If you have repented of your sin, and have turned to Christ and been saved by Him, take courage, because you are His for all of eternity. Romans 6:17-18 says, “Thanks be to God, that you who were once slaves of sin have become obedient from the heart to the standard of teaching to which you were committed, and, having been set free from sin, have become slaves of righteousness.”
Before coming to Christ, you were a slave to sin, but now, because of His mercy and His sacrifice on the cross for you, He has brought you from death to life, and now you are a slave to righteousness. John MacArthur explains these verses by writing, “New believers have an innate and compelling desire to know and obey God’s Word.”
If you are still dead in your trespasses and sins, know that God loves you enough to send His only Son to be your Saviour.
Less than a week ago we celebrated Christmas, the glorious truth that God Himself came into this world, and the reason He came was to save you from spiritual death and its awful, eternal consequences. There is hope.
Jesus Himself said in John 5:24-25, “Truly, truly, I say to you, whoever hears my word and believes Him who sent me has eternal life. He does not come into judgment, but has passed from death to life. Truly, truly, I say to you, an hour is coming, and is now here, when the dead will hear the voice of the Son of God, and those who hear will live.”

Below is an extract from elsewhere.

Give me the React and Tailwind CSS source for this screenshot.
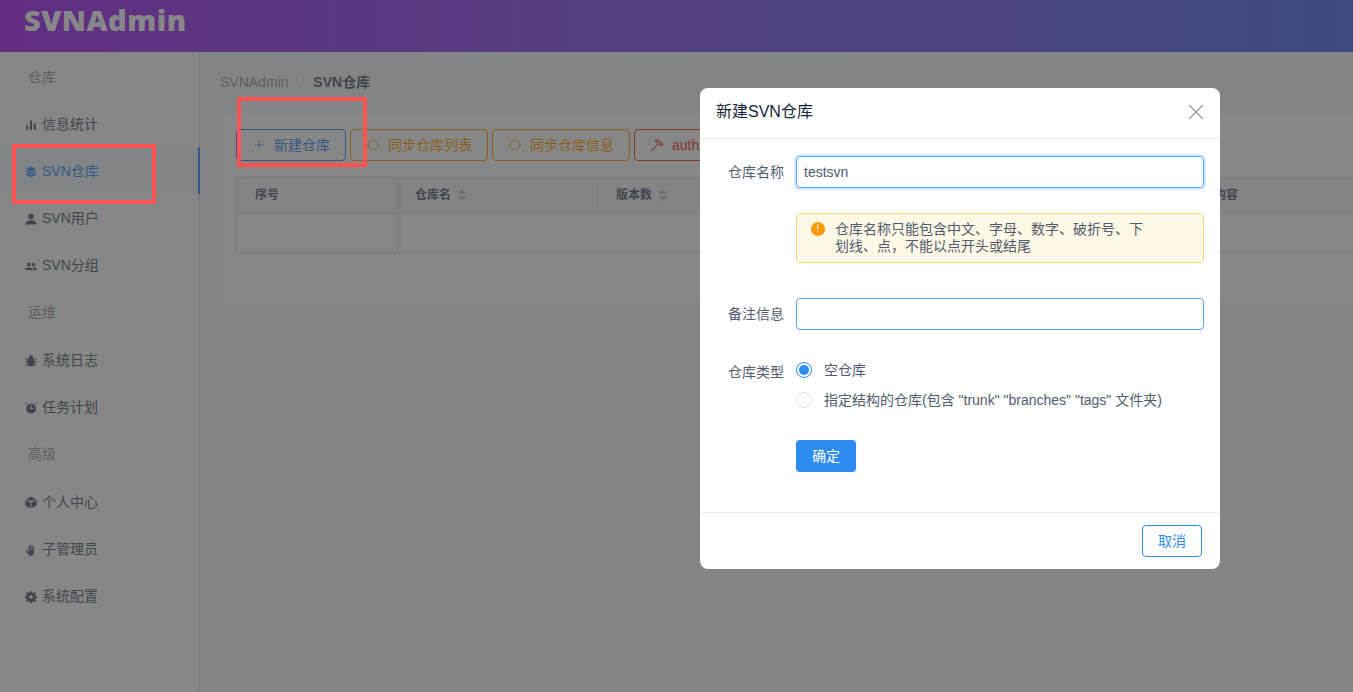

Finally, from the very last chapter of the Bible, “Blessed are those who wash their robes, so that they may have the right to the tree of life and that they may enter the city by the gates. Outside are the dogs and sorcerers and the sexually immoral and murderers and idolaters, and everyone who loves and practices falsehood. ‘I, Jesus, have sent my angel to testify to you about these things for the churches. I am the root and the descendant of David, the bright morning star.’ The Spirit and the Bride say, ‘Come.’ And let the one who hears say, ‘Come.’ And let the one who is thirsty come; let the one who desires take the water of life without price.” (Revelation 22:14-17)
Turn to Jesus Christ, and He will save you. He is the Saviour you need.